On Feb. 3 of this year, just moments after producing his guilty verdict, defence lawyers Michael Venturi and Berk Keaney told Guay they filed a second Charter challenge in early January.

The challenge, filed under Section 11B of the Charter, alleged the case took too long to go to trial and be resolved. It was identical to one filed some time ago by the defence, which was rejected by Guay, but the new challenge occurred after the Supreme Court of Canada’s Jordan ruling last July,

That case dealt with an appeal by a British Columbia man who was charged in December 2008 with selling cocaine and heroin and convicted in February 2013 — a span of more than 49 months.

As a consequence, the Supreme Court set new rules for an accused’s right to be tried in a reasonable time frame.
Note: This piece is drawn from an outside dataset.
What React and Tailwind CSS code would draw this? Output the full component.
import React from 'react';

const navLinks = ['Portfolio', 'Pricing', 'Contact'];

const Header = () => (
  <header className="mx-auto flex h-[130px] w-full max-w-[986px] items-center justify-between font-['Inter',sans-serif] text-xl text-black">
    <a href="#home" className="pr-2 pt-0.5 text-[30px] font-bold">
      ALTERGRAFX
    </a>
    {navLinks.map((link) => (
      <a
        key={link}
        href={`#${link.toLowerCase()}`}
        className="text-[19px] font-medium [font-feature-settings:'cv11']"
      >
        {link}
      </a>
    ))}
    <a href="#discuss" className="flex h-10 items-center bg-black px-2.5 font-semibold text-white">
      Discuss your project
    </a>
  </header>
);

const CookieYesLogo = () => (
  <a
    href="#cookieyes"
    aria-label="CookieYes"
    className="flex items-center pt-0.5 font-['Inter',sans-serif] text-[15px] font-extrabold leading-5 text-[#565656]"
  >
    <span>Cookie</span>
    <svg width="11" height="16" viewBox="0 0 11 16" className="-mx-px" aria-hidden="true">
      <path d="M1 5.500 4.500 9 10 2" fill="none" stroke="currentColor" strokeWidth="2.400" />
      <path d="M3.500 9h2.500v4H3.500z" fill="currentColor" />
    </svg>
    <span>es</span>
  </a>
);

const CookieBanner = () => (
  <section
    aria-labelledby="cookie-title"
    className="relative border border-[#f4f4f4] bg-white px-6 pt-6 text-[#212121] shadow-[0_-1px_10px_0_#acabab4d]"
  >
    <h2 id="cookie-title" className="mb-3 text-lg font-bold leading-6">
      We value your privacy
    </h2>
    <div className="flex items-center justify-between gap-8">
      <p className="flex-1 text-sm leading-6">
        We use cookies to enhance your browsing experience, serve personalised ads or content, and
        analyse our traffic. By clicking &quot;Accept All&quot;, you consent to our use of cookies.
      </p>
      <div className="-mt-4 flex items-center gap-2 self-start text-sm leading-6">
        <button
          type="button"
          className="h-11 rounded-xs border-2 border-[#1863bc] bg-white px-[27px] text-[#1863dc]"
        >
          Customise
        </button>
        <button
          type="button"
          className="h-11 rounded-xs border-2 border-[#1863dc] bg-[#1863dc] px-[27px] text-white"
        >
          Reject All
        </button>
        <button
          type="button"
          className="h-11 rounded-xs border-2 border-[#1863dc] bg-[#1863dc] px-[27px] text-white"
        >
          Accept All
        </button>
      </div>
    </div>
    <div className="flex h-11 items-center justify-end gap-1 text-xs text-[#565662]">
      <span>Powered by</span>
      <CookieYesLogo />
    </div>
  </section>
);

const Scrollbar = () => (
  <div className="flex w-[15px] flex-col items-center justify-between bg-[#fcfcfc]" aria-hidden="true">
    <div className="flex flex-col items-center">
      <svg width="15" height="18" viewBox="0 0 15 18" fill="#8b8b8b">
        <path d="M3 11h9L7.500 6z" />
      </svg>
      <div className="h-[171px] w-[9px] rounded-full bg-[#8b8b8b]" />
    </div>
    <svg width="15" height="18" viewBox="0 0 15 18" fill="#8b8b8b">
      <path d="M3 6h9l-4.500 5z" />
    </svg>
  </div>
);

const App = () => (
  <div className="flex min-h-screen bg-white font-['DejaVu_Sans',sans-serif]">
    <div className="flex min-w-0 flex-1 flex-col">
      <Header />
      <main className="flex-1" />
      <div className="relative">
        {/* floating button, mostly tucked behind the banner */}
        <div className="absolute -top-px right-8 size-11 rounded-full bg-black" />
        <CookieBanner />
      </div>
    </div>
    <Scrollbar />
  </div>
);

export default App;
In the case of provincial court trials, the Supreme court indicated they should be completed within 18 months, within 30 months if a preliminary hearing is held.

Mahaffy was charged following an incident on Telstar Avenue about 2:45 a.m. on Aug. 20, 2013.

The trial heard Greater Sudbury Police Const. Sherry Young was told an apparently intoxicated man — Mahaffy — had left the Canadian Tire gas bar on Algonquin Road and was heading northbound on Regent Street.

Young located the vehicle matching the description a short time later travelling about 80 km/hour in a posted 60 km/hour zone on Regent Street.

Mahaffy turned onto Telstar Avenue and did not stop right away when the officer activated her vehicle’s lights. Young noticed a weak smell of alcohol as she initially talked to Mahaffy, but the odour got stronger when she got closer to him and later when he was sitting in her police cruiser.

When Young asked Mahaffy if he had been drinking, he said he had been. The officer also noticed slow speech.

Mahaffy failed a roadside breath test and later produced Intoxilyzer readings of 130 and 121, both well over the legal allowable level of 80 while driving.

In finding Mahaffy guilty, Guay said Young conducted her roadside test and Intoxilyzer tests in a proper and timely manner.